I also had issues with birds nesting above my outdoor speakers. More of my first world problems. The concern was that the flood lights above would set the nest above on fire. There have been home fires caused this way in the County. This was another story from Big Lou. He was a volunteer fireman and a man never short a tale of doom.
I was advised to place a fake owl underneath the speaker. That would scare nesting birds away. The starlings built their nest anyway and shit on my plastic owl.
I took down the speakers
I was defeated by nature again.
For those of you that have seen Animal House, Donna Riley has represented the good angel on my shoulder since 1992! Donna, who’s kept me on my Mission From God, told me recently that her favorite movie is The Blues Brothers. I’m all in for that.
I’m so clever. I just slipped in subtle references to two movies directed back to back by John Landis. Religious references no less. Both films star John Belushi and both are still hilarious, if not still politically correct.
I first saw The Blues Brothers when my father rented the film on VHS over a weekend. When he watched it with me that Sunday afternoon it was for his third time in two days. It is that much fun.
The Saturday Night Live alum have made some pretty awful movies over the years. This is not one of them. For a start, the director John Landis had some pedigree. Then of course, there’s John Belushi, on the hot start of a short career. There’s also Dan Ackroyd at his finest, before he ballooned. The movie also features a who’s who of Soul and Blues superstars awkwardly blending their timeless hits into the script.
The Blues Brothers is basically a road movie. Jake & Elwood Blues need to put the band back together, to raise money and save the orphanage they grew up in.
My personal favorite song, in Blues Brothers, is the Rawhide theme performed in the bar cage. That’s because I like both kinds of music – country and western.
Blues Brothers features the biggest car pile up in film history. These are real cars; we had no CGI in 1980, this was old school stunt driving.
The concert finale is a hoot. And as Jake & Elwood sang back then, and now more so than ever – “Everybody, needs somebody.”
Geek trivia: Ridley Scott based the opening shot of Blade Runner (my favorite film of all time) on the opening shot of Blues Brothers. Why do I know this shit?
Completing the John Landis/SNL circle, there’s Trading Places. This 1983 comedy features Akroyd as a stuck up broker and Eddie Murphy as a street hustler. Their roles are switched as part of an elaborate bet.

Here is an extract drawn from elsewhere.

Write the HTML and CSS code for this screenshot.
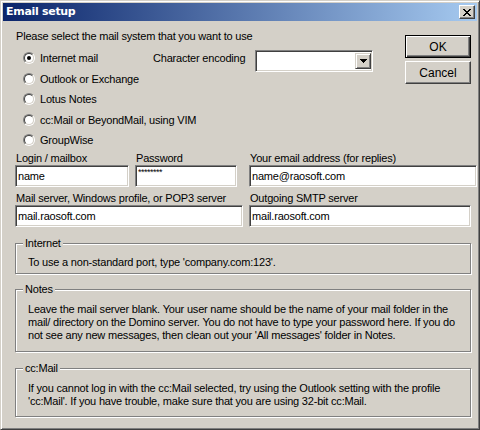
FILE: index.html
```html
<!DOCTYPE html>
<html>
<head>
<meta charset="utf-8">
<link rel="stylesheet" href="styles.css">
</head>
<body>
<div class="window">
  <div class="titlebar">
    <span class="title">Email setup</span>
    <span class="close"><svg width="8" height="7" viewBox="0 0 8 7" shape-rendering="crispEdges"><path d="M0 0h2v1H0zM6 0h2v1H6zM1 1h2v1H1zM5 1h2v1H5zM2 2h4v1H2zM3 3h2v1H3zM2 4h4v1H2zM1 5h2v1H1zM5 5h2v1H5zM0 6h2v1H0zM6 6h2v1H6z" fill="#000"/></svg></span>
  </div>
  <div class="body">
    <div class="top">
      <div class="left">
        <div class="prompt">Please select the mail system that you want to use</div>
        <div class="radios">
          <div class="row">
            <div class="opt"><span class="radio checked"></span><span>Internet mail</span></div>
            <span class="enc-label">Character encoding</span>
            <div class="combo"><div class="combo-btn"><svg width="7" height="4" viewBox="0 0 7 4" shape-rendering="crispEdges"><path d="M0 0h7v1H0zM1 1h5v1H1zM2 2h3v1H2zM3 3h1v1H3z" fill="#000"/></svg></div></div>
          </div>
          <div class="row"><div class="opt"><span class="radio"></span><span>Outlook or Exchange</span></div></div>
          <div class="row"><div class="opt"><span class="radio"></span><span>Lotus Notes</span></div></div>
          <div class="row"><div class="opt wide"><span class="radio"></span><span>cc:Mail or BeyondMail, using VIM</span></div></div>
          <div class="row"><div class="opt"><span class="radio"></span><span>GroupWise</span></div></div>
        </div>
      </div>
      <div class="buttons">
        <div class="btn default">OK</div>
        <div class="btn">Cancel</div>
      </div>
    </div>
    <div class="frow">
      <div class="field w-login"><span class="lbl">Login / mailbox</span><div class="input">name</div></div>
      <div class="field w-pass"><span class="lbl">Password</span><div class="input pass">********</div></div>
      <div class="field w-email"><span class="lbl">Your email address (for replies)</span><div class="input">name@raosoft.com</div></div>
    </div>
    <div class="frow second">
      <div class="field w-server"><span class="lbl">Mail server, Windows profile, or POP3 server</span><div class="input">mail.raosoft.com</div></div>
      <div class="field w-smtp"><span class="lbl">Outgoing SMTP server</span><div class="input">mail.raosoft.com</div></div>
    </div>
    <fieldset class="group g-internet">
      <legend>Internet</legend>
      <p>To use a non-standard port, type 'company.com:123'.</p>
    </fieldset>
    <fieldset class="group g-notes">
      <legend>Notes</legend>
      <p>Leave the mail server blank. Your user name should be the name of your mail folder in the<br>mail/ directory on the Domino server. You do not have to type your password here. If you do<br>not see any new messages, then clean out your 'All messages' folder in Notes.</p>
    </fieldset>
    <fieldset class="group g-cc">
      <legend>cc:Mail</legend>
      <p>If you cannot log in with the cc:Mail selected, try using the Outlook setting with the profile<br>'cc:Mail'. If you have trouble, make sure that you are using 32-bit cc:Mail.</p>
    </fieldset>
  </div>
</div>
</body>
</html>
```
FILE: styles.css
```css
* { box-sizing: border-box; }
html, body { margin: 0; padding: 0; }
body {
  width: 480px;
  height: 430px;
  background: #D4D0C8;
  font-family: "Liberation Sans", Arial, sans-serif;
  font-size: 11px;
  letter-spacing: -0.2px;
  color: #000;
}
.window {
  width: 480px;
  height: 430px;
  background: #D4D0C8;
  border: 1px solid;
  border-color: #D4D0C8 #404040 #404040 #D4D0C8;
  box-shadow: inset 1px 1px #fff, inset -1px -1px #808080;
  padding: 2px;
  display: flex;
  flex-direction: column;
}
.titlebar {
  height: 18px;
  flex: none;
  background: linear-gradient(to right, #0A246A, #A6CAF0);
  display: flex;
  align-items: center;
  justify-content: space-between;
  padding: 0 2px 0 3px;
}
.title {
  color: #fff;
  font-family: "DejaVu Sans", "Liberation Sans", sans-serif;
  font-weight: bold;
  font-size: 11px;
  letter-spacing: -0.3px;
  line-height: 14px;
}
.close {
  width: 16px;
  height: 14px;
  background: #D4D0C8;
  border: 1px solid;
  border-color: #fff #404040 #404040 #fff;
  box-shadow: inset -1px -1px #808080;
  display: flex;
  align-items: center;
  justify-content: center;
  padding-right: 1px;
}
.close svg { display: block; }
.body {
  flex: 1;
  padding: 0 0 0 12px;
}
.top {
  display: flex;
  justify-content: space-between;
}
.left { padding-top: 9px; }
.prompt { line-height: 13px; padding-left: 1px; }
.radios { margin-top: 5px; }
.row {
  height: 20.5px;
  display: flex;
  align-items: center;
}
.opt {
  display: flex;
  align-items: center;
  padding-left: 8px;
  width: 138px;
  white-space: nowrap;
}
.opt.wide { width: auto; }
.radio {
  flex: none;
  width: 12px;
  height: 12px;
  margin-right: 5px;
  border-radius: 50%;
  border: 1px solid;
  border-color: #808080 #fff #fff #808080;
  position: relative;
}
.radio::before {
  content: "";
  position: absolute;
  inset: 0;
  border-radius: 50%;
  border: 1px solid;
  border-color: #404040 #D4D0C8 #D4D0C8 #404040;
  background: #fff;
}
.radio.checked::after {
  content: "";
  position: absolute;
  left: 3px;
  top: 3px;
  width: 4px;
  height: 4px;
  border-radius: 50%;
  background: #000;
}
.enc-label { width: 102px; white-space: nowrap; }
.combo {
  width: 118px;
  height: 22px;
  align-self: flex-start;
  margin-top: 2px;
  background: #fff;
  border: 1px solid;
  border-color: #808080 #fff #fff #808080;
  box-shadow: inset 1px 1px #404040, inset -1px -1px #D4D0C8;
  padding: 2px 1px 2px 2px;
  display: flex;
  justify-content: flex-end;
}
.combo-btn {
  width: 16px;
  height: 100%;
  background: #D4D0C8;
  border: 1px solid;
  border-color: #D4D0C8 #404040 #404040 #D4D0C8;
  box-shadow: inset 1px 1px #fff, inset -1px -1px #808080;
  display: flex;
  align-items: center;
  justify-content: center;
}
.combo-btn svg { display: block; }
.buttons {
  margin-top: 14px;
  margin-right: 6px;
  display: flex;
  flex-direction: column;
  gap: 3px;
}
.btn {
  width: 66px;
  height: 23px;
  display: flex;
  align-items: center;
  justify-content: center;
  border: 1px solid;
  border-color: #fff #404040 #404040 #fff;
  box-shadow: inset -1px -1px #808080;
  font-size: 12px;
  letter-spacing: 0;
}
.btn.default {
  border: 1px solid #000;
  box-shadow: inset 1px 1px #fff, inset -1px -1px #404040, inset -2px -2px #808080;
}
.frow { display: flex; }
.frow.second { margin-top: 4px; }
.field { display: flex; flex-direction: column; }
.lbl { line-height: 14px; padding-left: 1px; white-space: nowrap; }
.input {
  height: 22px;
  background: #fff;
  border: 1px solid;
  border-color: #808080 #fff #fff #808080;
  box-shadow: inset 1px 1px #404040, inset -1px -1px #D4D0C8;
  padding-left: 2px;
  line-height: 20px;
  white-space: nowrap;
  overflow: hidden;
}
.input.pass { font-size: 9px; line-height: 12px; letter-spacing: -0.5px; }
.w-login { width: 114px; margin-right: 6px; }
.w-pass { width: 102px; margin-right: 12px; }
.w-email { width: 228px; }
.w-server { width: 228px; margin-right: 6px; }
.w-smtp { width: 222px; }
.group {
  margin: 0 6px 0 0;
  padding: 0 6px 0 9px;
  border: 1px solid #808080;
  box-shadow: inset 1px 1px #fff, 1px 1px #fff;
  min-width: 0;
}
.group legend {
  padding: 0 2px;
  margin-left: -2px;
  line-height: 13px;
  background: #D4D0C8;
}
.group p {
  margin: 0;
  padding-left: 3px;
  line-height: 13px;
  white-space: nowrap;
}
.g-internet { margin-top: 10px; padding-top: 6.5px; padding-bottom: 4px; }
.g-notes { margin-top: 8.5px; padding-top: 7px; padding-bottom: 9.5px; }
.g-cc { margin-top: 9.5px; padding-top: 7px; padding-bottom: 8.5px; }
```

The movie also features Jamie Lee Curtis’ boobies.
Merry New Year!
The Blues Brothers started as an SNL sketch, which connects to my book recommendation: Live From New York: The Complete, Uncensored History of Saturday Night Live as Told by Its Stars, Writers, and Guests. The history of the show is recounted in short excerpts of dialogue from dozens upon dozens of interviewees – basically anyone and everyone ever associated with the show.
The book is gossipy, fact filled and great fun. I am a drop by fan of SNL at best so I can only imagine how much more enjoyable it would read to lifelong viewers.
You get to hear how Larry David never had any of the pieces he wrote as an SNL staff writer produced on the show. He later turned his failures into Seinfeld plots. Tales are told of Bill Murray punching out Chevy Chase (sweet).
I read this large volume on hardcover. Brienne also recommends the Audio book version.